▸ Problem description: Return the records that follow unaltered. Omit every picture.

▸ Records:
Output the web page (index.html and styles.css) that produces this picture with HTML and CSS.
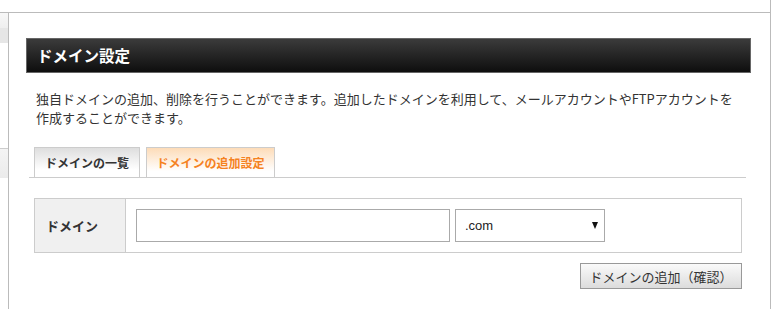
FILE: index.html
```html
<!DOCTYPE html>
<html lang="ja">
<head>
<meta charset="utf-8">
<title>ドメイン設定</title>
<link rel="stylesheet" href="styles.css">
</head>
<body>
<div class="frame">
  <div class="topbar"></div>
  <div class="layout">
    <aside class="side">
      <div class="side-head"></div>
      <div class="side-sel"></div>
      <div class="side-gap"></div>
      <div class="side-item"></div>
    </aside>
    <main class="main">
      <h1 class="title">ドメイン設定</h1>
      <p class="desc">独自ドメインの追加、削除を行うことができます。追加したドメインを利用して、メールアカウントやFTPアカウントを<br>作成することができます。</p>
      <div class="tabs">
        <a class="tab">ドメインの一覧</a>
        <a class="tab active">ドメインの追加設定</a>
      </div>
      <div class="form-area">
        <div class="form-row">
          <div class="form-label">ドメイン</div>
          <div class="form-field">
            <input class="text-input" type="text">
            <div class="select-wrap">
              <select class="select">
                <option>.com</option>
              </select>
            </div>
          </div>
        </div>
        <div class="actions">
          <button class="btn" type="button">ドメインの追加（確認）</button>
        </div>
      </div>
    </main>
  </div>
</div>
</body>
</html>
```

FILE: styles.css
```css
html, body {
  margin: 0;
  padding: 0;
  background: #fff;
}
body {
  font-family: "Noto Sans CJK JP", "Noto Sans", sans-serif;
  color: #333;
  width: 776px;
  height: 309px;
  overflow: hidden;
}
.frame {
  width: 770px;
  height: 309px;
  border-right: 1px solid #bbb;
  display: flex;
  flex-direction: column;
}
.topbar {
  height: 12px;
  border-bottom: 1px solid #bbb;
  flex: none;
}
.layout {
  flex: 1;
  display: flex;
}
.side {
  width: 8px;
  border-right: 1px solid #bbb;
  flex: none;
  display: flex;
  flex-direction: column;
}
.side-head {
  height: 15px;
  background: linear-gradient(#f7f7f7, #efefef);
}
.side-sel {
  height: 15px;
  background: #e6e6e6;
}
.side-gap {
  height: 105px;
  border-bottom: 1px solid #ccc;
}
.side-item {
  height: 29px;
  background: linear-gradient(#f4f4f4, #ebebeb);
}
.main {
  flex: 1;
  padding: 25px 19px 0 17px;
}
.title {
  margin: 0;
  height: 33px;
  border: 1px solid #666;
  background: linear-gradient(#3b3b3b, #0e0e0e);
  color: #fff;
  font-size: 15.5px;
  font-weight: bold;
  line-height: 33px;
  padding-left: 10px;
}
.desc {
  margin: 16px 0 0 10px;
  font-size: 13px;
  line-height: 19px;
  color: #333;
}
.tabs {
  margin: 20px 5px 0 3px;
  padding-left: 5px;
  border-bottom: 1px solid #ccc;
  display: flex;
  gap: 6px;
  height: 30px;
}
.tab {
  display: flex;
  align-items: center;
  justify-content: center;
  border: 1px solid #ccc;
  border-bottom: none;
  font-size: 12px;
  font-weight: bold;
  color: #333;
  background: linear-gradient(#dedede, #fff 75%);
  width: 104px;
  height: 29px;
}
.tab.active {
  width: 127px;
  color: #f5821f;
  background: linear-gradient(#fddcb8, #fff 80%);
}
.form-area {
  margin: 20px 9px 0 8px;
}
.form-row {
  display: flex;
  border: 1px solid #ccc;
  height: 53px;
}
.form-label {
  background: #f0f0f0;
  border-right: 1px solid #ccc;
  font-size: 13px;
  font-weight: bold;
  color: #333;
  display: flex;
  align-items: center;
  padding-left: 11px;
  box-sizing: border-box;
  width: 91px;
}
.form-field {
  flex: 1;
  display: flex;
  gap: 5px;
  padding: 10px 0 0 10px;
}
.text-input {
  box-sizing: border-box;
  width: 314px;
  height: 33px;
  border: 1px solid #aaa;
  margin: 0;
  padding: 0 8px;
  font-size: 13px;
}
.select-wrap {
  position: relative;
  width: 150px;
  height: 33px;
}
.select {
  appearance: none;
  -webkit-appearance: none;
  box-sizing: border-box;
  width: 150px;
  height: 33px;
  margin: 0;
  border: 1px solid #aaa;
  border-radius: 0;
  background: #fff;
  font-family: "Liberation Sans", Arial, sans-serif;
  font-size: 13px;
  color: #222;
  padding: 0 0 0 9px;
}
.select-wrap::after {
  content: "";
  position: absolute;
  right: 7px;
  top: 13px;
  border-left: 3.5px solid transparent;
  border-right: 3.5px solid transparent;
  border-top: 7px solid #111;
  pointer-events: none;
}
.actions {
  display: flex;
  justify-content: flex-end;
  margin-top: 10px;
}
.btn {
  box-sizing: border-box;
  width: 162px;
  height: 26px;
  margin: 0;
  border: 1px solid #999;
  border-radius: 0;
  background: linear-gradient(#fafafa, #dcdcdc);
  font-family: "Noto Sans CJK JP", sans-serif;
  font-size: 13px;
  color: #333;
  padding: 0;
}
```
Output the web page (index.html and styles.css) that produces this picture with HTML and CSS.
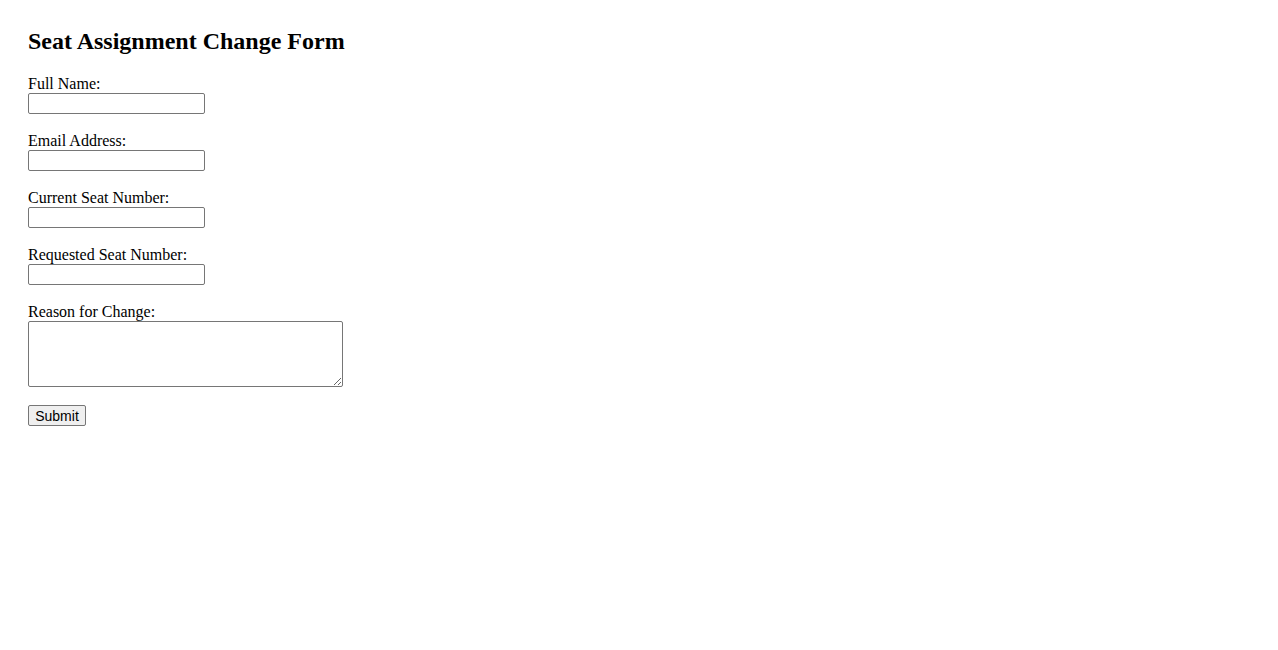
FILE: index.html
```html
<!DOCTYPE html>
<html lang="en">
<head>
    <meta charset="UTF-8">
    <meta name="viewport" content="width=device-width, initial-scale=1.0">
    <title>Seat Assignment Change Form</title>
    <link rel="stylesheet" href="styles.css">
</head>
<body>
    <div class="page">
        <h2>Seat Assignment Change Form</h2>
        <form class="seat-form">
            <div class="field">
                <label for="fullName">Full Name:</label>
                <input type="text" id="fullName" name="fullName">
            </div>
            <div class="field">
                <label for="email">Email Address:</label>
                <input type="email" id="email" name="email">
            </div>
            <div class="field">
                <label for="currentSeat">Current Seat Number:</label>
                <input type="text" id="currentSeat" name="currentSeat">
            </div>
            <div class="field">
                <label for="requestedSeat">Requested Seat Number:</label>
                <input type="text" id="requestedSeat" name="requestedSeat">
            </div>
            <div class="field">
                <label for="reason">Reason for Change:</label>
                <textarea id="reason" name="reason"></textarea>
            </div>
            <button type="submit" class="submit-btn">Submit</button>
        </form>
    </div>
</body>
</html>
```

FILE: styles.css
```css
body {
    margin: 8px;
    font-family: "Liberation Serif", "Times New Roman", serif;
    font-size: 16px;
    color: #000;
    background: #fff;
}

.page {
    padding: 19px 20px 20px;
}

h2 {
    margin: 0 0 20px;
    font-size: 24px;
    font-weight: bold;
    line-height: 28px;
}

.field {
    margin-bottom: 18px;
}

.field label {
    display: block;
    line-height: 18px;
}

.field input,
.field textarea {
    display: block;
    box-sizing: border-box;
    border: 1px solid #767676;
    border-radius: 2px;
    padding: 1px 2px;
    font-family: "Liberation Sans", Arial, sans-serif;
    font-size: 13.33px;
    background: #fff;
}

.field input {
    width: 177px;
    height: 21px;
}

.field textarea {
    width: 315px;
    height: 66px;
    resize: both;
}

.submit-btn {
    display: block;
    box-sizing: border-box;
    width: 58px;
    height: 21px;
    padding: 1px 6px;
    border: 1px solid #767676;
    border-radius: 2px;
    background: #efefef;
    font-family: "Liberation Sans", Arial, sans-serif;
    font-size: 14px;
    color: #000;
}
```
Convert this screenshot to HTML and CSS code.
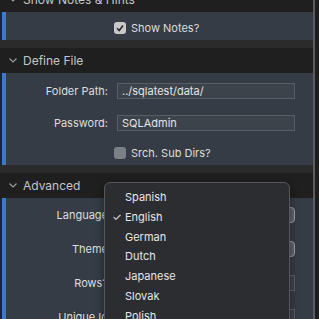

▸ Expected output:
Output the web page (index.html and styles.css) that produces this picture with HTML and CSS.
FILE: index.html
```html
<!DOCTYPE html>
<html lang="ja">
<head>
<meta charset="utf-8">
<title>ドメイン設定</title>
<link rel="stylesheet" href="styles.css">
</head>
<body>
<div class="frame">
  <div class="topbar"></div>
  <div class="layout">
    <aside class="side">
      <div class="side-head"></div>
      <div class="side-sel"></div>
      <div class="side-gap"></div>
      <div class="side-item"></div>
    </aside>
    <main class="main">
      <h1 class="title">ドメイン設定</h1>
      <p class="desc">独自ドメインの追加、削除を行うことができます。追加したドメインを利用して、メールアカウントやFTPアカウントを<br>作成することができます。</p>
      <div class="tabs">
        <a class="tab">ドメインの一覧</a>
        <a class="tab active">ドメインの追加設定</a>
      </div>
      <div class="form-area">
        <div class="form-row">
          <div class="form-label">ドメイン</div>
          <div class="form-field">
            <input class="text-input" type="text">
            <div class="select-wrap">
              <select class="select">
                <option>.com</option>
              </select>
            </div>
          </div>
        </div>
        <div class="actions">
          <button class="btn" type="button">ドメインの追加（確認）</button>
        </div>
      </div>
    </main>
  </div>
</div>
</body>
</html>
```

FILE: styles.css
```css
html, body {
  margin: 0;
  padding: 0;
  background: #fff;
}
body {
  font-family: "Noto Sans CJK JP", "Noto Sans", sans-serif;
  color: #333;
  width: 776px;
  height: 309px;
  overflow: hidden;
}
.frame {
  width: 770px;
  height: 309px;
  border-right: 1px solid #bbb;
  display: flex;
  flex-direction: column;
}
.topbar {
  height: 12px;
  border-bottom: 1px solid #bbb;
  flex: none;
}
.layout {
  flex: 1;
  display: flex;
}
.side {
  width: 8px;
  border-right: 1px solid #bbb;
  flex: none;
  display: flex;
  flex-direction: column;
}
.side-head {
  height: 15px;
  background: linear-gradient(#f7f7f7, #efefef);
}
.side-sel {
  height: 15px;
  background: #e6e6e6;
}
.side-gap {
  height: 105px;
  border-bottom: 1px solid #ccc;
}
.side-item {
  height: 29px;
  background: linear-gradient(#f4f4f4, #ebebeb);
}
.main {
  flex: 1;
  padding: 25px 19px 0 17px;
}
.title {
  margin: 0;
  height: 33px;
  border: 1px solid #666;
  background: linear-gradient(#3b3b3b, #0e0e0e);
  color: #fff;
  font-size: 15.5px;
  font-weight: bold;
  line-height: 33px;
  padding-left: 10px;
}
.desc {
  margin: 16px 0 0 10px;
  font-size: 13px;
  line-height: 19px;
  color: #333;
}
.tabs {
  margin: 20px 5px 0 3px;
  padding-left: 5px;
  border-bottom: 1px solid #ccc;
  display: flex;
  gap: 6px;
  height: 30px;
}
.tab {
  display: flex;
  align-items: center;
  justify-content: center;
  border: 1px solid #ccc;
  border-bottom: none;
  font-size: 12px;
  font-weight: bold;
  color: #333;
  background: linear-gradient(#dedede, #fff 75%);
  width: 104px;
  height: 29px;
}
.tab.active {
  width: 127px;
  color: #f5821f;
  background: linear-gradient(#fddcb8, #fff 80%);
}
.form-area {
  margin: 20px 9px 0 8px;
}
.form-row {
  display: flex;
  border: 1px solid #ccc;
  height: 53px;
}
.form-label {
  background: #f0f0f0;
  border-right: 1px solid #ccc;
  font-size: 13px;
  font-weight: bold;
  color: #333;
  display: flex;
  align-items: center;
  padding-left: 11px;
  box-sizing: border-box;
  width: 91px;
}
.form-field {
  flex: 1;
  display: flex;
  gap: 5px;
  padding: 10px 0 0 10px;
}
.text-input {
  box-sizing: border-box;
  width: 314px;
  height: 33px;
  border: 1px solid #aaa;
  margin: 0;
  padding: 0 8px;
  font-size: 13px;
}
.select-wrap {
  position: relative;
  width: 150px;
  height: 33px;
}
.select {
  appearance: none;
  -webkit-appearance: none;
  box-sizing: border-box;
  width: 150px;
  height: 33px;
  margin: 0;
  border: 1px solid #aaa;
  border-radius: 0;
  background: #fff;
  font-family: "Liberation Sans", Arial, sans-serif;
  font-size: 13px;
  color: #222;
  padding: 0 0 0 9px;
}
.select-wrap::after {
  content: "";
  position: absolute;
  right: 7px;
  top: 13px;
  border-left: 3.5px solid transparent;
  border-right: 3.5px solid transparent;
  border-top: 7px solid #111;
  pointer-events: none;
}
.actions {
  display: flex;
  justify-content: flex-end;
  margin-top: 10px;
}
.btn {
  box-sizing: border-box;
  width: 162px;
  height: 26px;
  margin: 0;
  border: 1px solid #999;
  border-radius: 0;
  background: linear-gradient(#fafafa, #dcdcdc);
  font-family: "Noto Sans CJK JP", sans-serif;
  font-size: 13px;
  color: #333;
  padding: 0;
}
```
Output the web page (index.html and styles.css) that produces this picture with HTML and CSS.
FILE: index.html
```html
<!DOCTYPE html>
<html lang="en">
<head>
    <meta charset="UTF-8">
    <meta name="viewport" content="width=device-width, initial-scale=1.0">
    <title>Seat Assignment Change Form</title>
    <link rel="stylesheet" href="styles.css">
</head>
<body>
    <div class="page">
        <h2>Seat Assignment Change Form</h2>
        <form class="seat-form">
            <div class="field">
                <label for="fullName">Full Name:</label>
                <input type="text" id="fullName" name="fullName">
            </div>
            <div class="field">
                <label for="email">Email Address:</label>
                <input type="email" id="email" name="email">
            </div>
            <div class="field">
                <label for="currentSeat">Current Seat Number:</label>
                <input type="text" id="currentSeat" name="currentSeat">
            </div>
            <div class="field">
                <label for="requestedSeat">Requested Seat Number:</label>
                <input type="text" id="requestedSeat" name="requestedSeat">
            </div>
            <div class="field">
                <label for="reason">Reason for Change:</label>
                <textarea id="reason" name="reason"></textarea>
            </div>
            <button type="submit" class="submit-btn">Submit</button>
        </form>
    </div>
</body>
</html>
```

FILE: styles.css
```css
body {
    margin: 8px;
    font-family: "Liberation Serif", "Times New Roman", serif;
    font-size: 16px;
    color: #000;
    background: #fff;
}

.page {
    padding: 19px 20px 20px;
}

h2 {
    margin: 0 0 20px;
    font-size: 24px;
    font-weight: bold;
    line-height: 28px;
}

.field {
    margin-bottom: 18px;
}

.field label {
    display: block;
    line-height: 18px;
}

.field input,
.field textarea {
    display: block;
    box-sizing: border-box;
    border: 1px solid #767676;
    border-radius: 2px;
    padding: 1px 2px;
    font-family: "Liberation Sans", Arial, sans-serif;
    font-size: 13.33px;
    background: #fff;
}

.field input {
    width: 177px;
    height: 21px;
}

.field textarea {
    width: 315px;
    height: 66px;
    resize: both;
}

.submit-btn {
    display: block;
    box-sizing: border-box;
    width: 58px;
    height: 21px;
    padding: 1px 6px;
    border: 1px solid #767676;
    border-radius: 2px;
    background: #efefef;
    font-family: "Liberation Sans", Arial, sans-serif;
    font-size: 14px;
    color: #000;
}
```
Convert this screenshot to HTML and CSS code.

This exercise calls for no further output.